A material-agnostic platform to probe spin-phonon interactions using high-overtone bulk acoustic wave resonators
Q. Greffe, A. Hugot, S. Zhang, J. Jarreau, L. Del-Rey, E. Bonet, F. Balestro, T. Chaneli\`ere, and J. J. Viennot

TL;DR
This paper presents a material-agnostic method using high-overtone bulk acoustic wave resonators to directly characterize spin-phonon interactions at gigahertz frequencies and millikelvin temperatures, applicable to complex crystalline materials.
Contribution
The authors introduce a novel, versatile technique for probing spin-phonon coupling that overcomes material dependence and fabrication constraints, enabling broader exploration of hybrid quantum systems.
Findings
Achieved spin-phonon coupling measurements in CaWO4 and Y2SiO5.
Demonstrated cooperativity up to 0.5 for erbium dopant ensembles.

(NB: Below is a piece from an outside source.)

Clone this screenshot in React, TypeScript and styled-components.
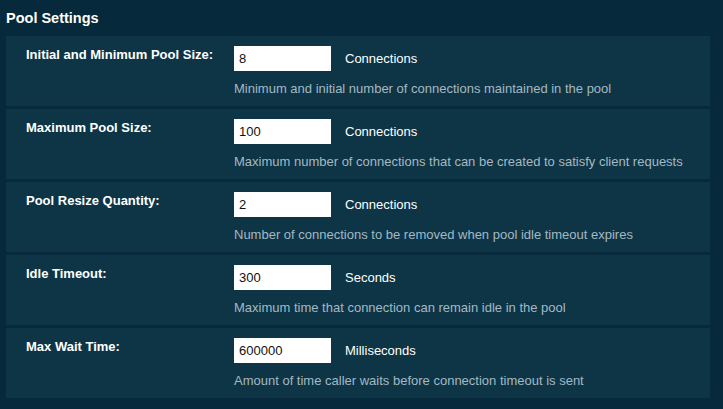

Enabled characterization of spin-phonon interactions via acoustic dispersion and dissipation.
Abstract
Spin-phonon interactions have a dual role in emerging spin-based quantum technologies. While they can be a limitation to device performance through decoherence, they also serve as a critical resource for coherent spin control, detection, and the realization of spin-based quantum networks. However, their direct characterization remains a challenge and is usually material-dependent. Here, we introduce a technique to probe spin-phonon coupling at millikelvin temperatures and gigahertz frequencies, using high-overtone bulk acoustic wave resonators (HBARs) integrated with arbitrary crystals via visco-elastic transfer of thin-film lithium niobate transducers. By tuning the Larmor frequency of dilute spin ensembles into resonance with HBAR modes, we extract the anisotropy and strength of spin-phonon interactions from acoustic dispersion and dissipation measurements. We demonstrate this…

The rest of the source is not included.